GISsurfer developer

I live near Redmond, Washington, USA. In the past I have been a programmer for Boeing and also spent many years in the real estate field. A few years ago I was using off-the-shelf software to make jpg images that showed property boundaries on topographic maps. Then I realized I could write my own enhanced Google Map viewer and show property boundaries on detailed topographic maps. Then I modified a copy of my code so I could use it to share interactive maps in trip reports showing hikes/scrambles I did in the Washington State Cascades. That work resulted in an enhanced Google map viewer I called Gmap4. Due to policy changes at Google in the spring of 2018, I have shut Gmap4 down for most users.

Currently I am developing GISsurfer which will be a replacement for Gmap4. I am continuing to add more features and my intention is that GISsurfer will replicate most of the features that were in Gmap4. Here is a link that will start GISsurfer and display the default map of the world.
https://mappingsupport.com/p2/gissurfer.php

To see some disaster and recreation maps that display data that is hosted on GIS (Geographical Information System) servers, click Menu ==> GISsurfer special maps.
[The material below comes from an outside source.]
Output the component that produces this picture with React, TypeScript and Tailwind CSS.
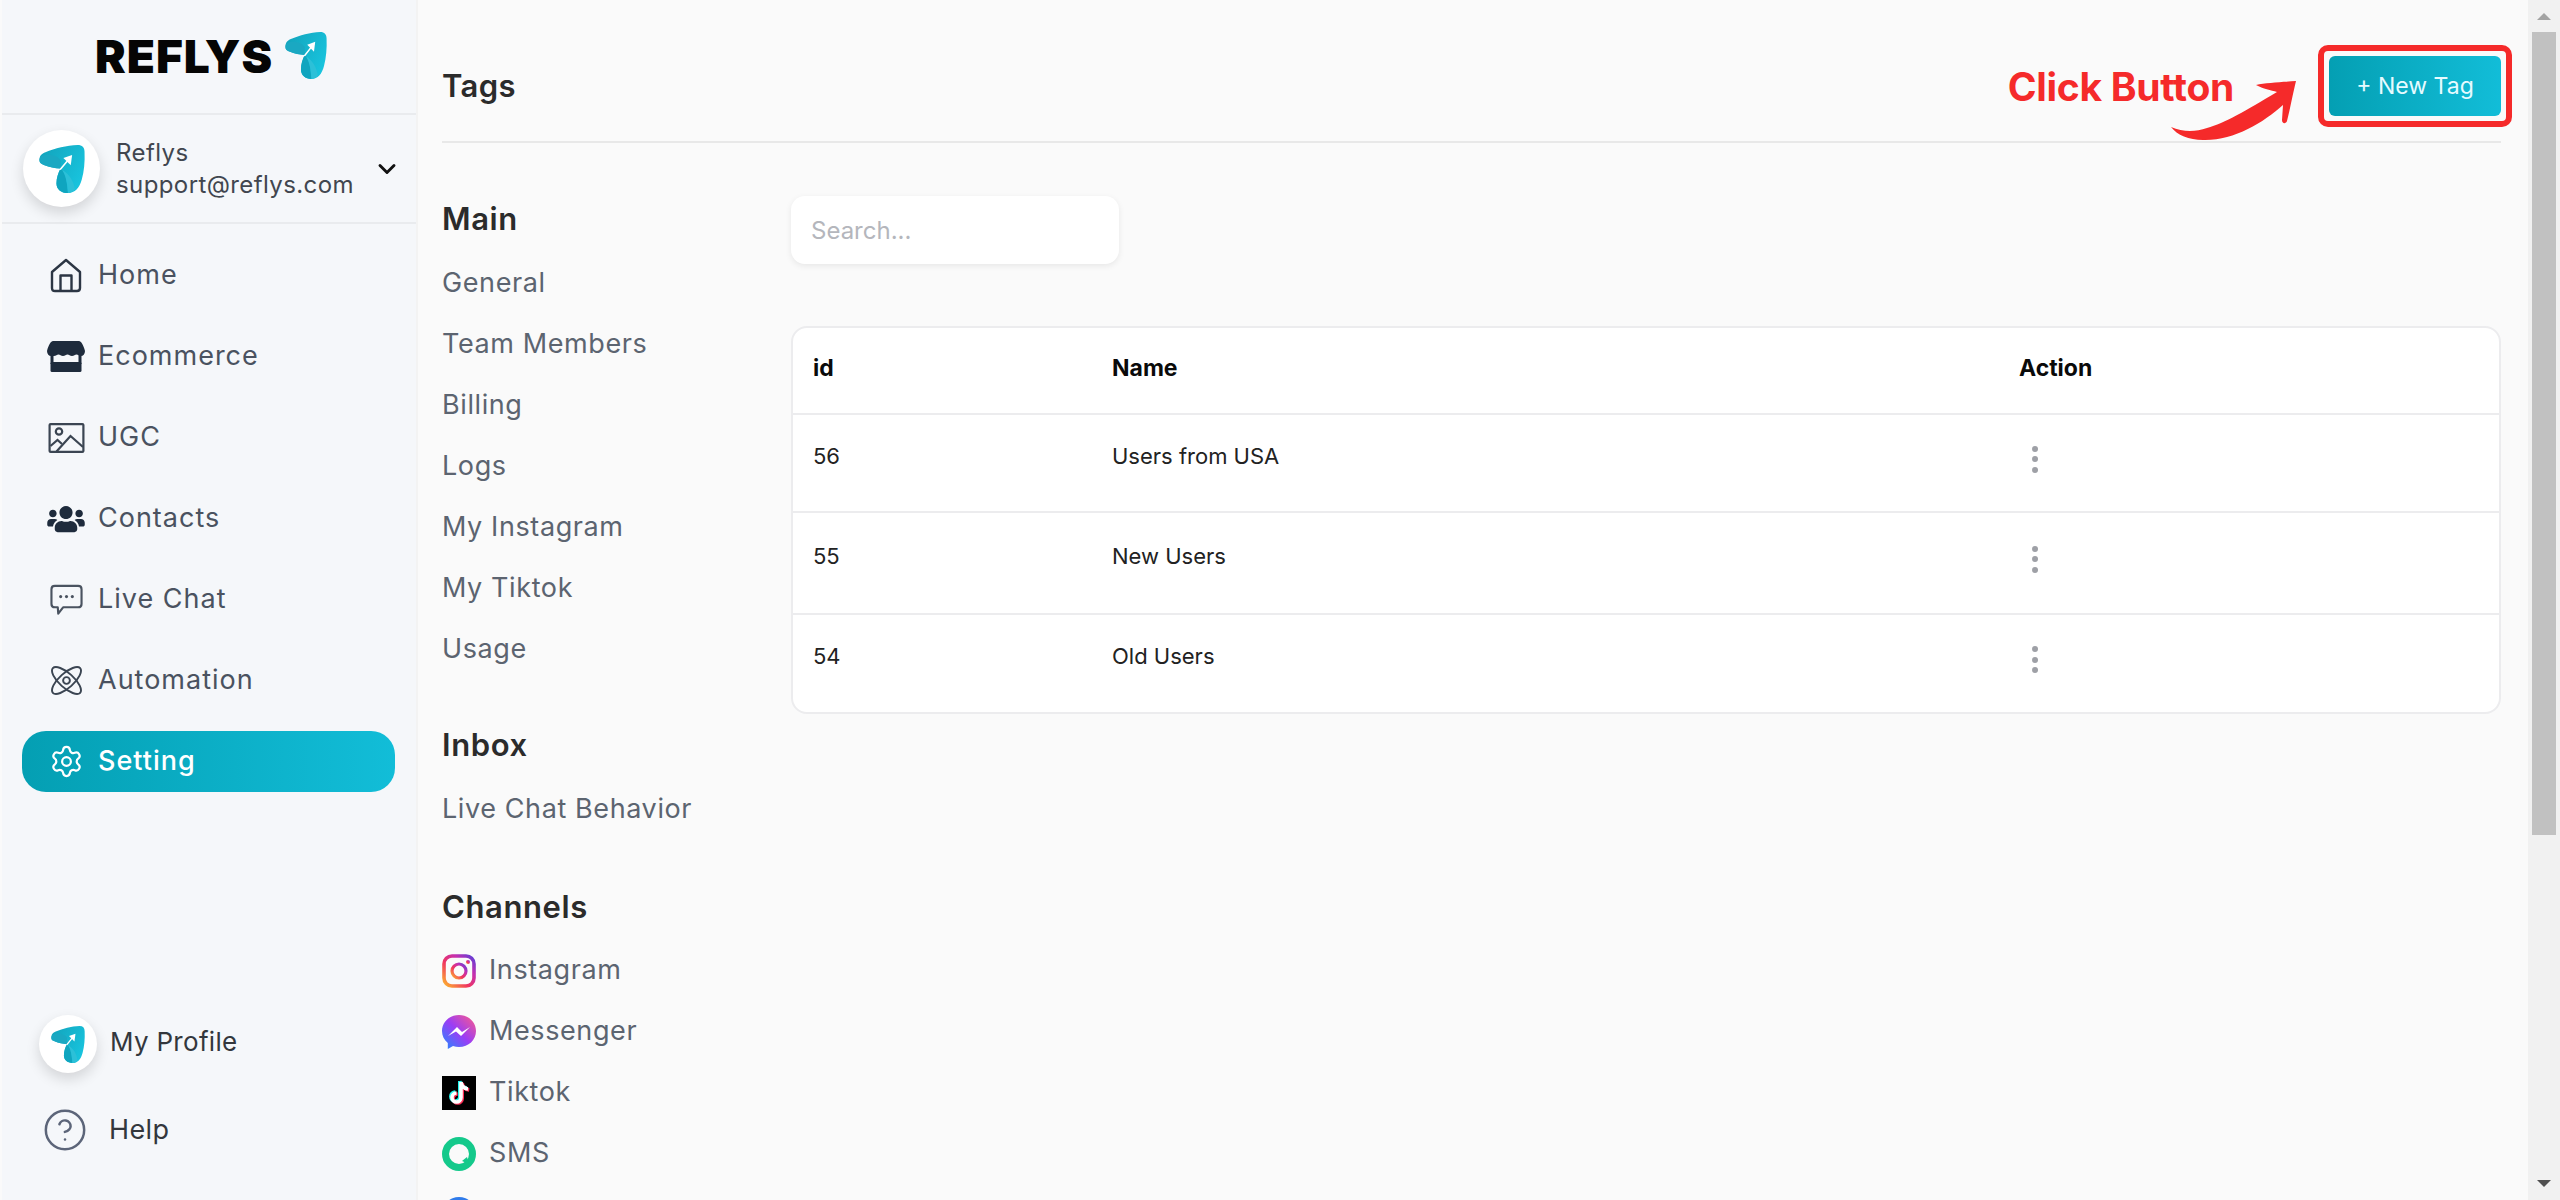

For more information you can visit the GISsurfer homepage.
https://GISsurfer.com

I am also the founder of PropertyLineMaps.com. That service provides an online map link showing the client's property lines and a GPX file with coordinates for each property corner. If you want to find 'lost' survey stakes, market your property, hunt on your side of the line or locate the approximate corners of unsurveyed land, take a look at the website and see how we can help you. The cost is amazingly reasonable since the heavy lifting is done by breakthrough software I developed. Gmap4 continues to work for the clients of this service.

Another project is FindMeSAR. This 'no cost' public service browser app uses the GPS chip in a smartphone to quickly display the user's coordinates and an accuracy value. Color coded screens are used to display the coordinates in four different formats. A 911 dispatcher can ask a cell phone caller to browse to findmesar.com, wait just a bit and then read off their coordinates usually to a 10 meter or better accuracy.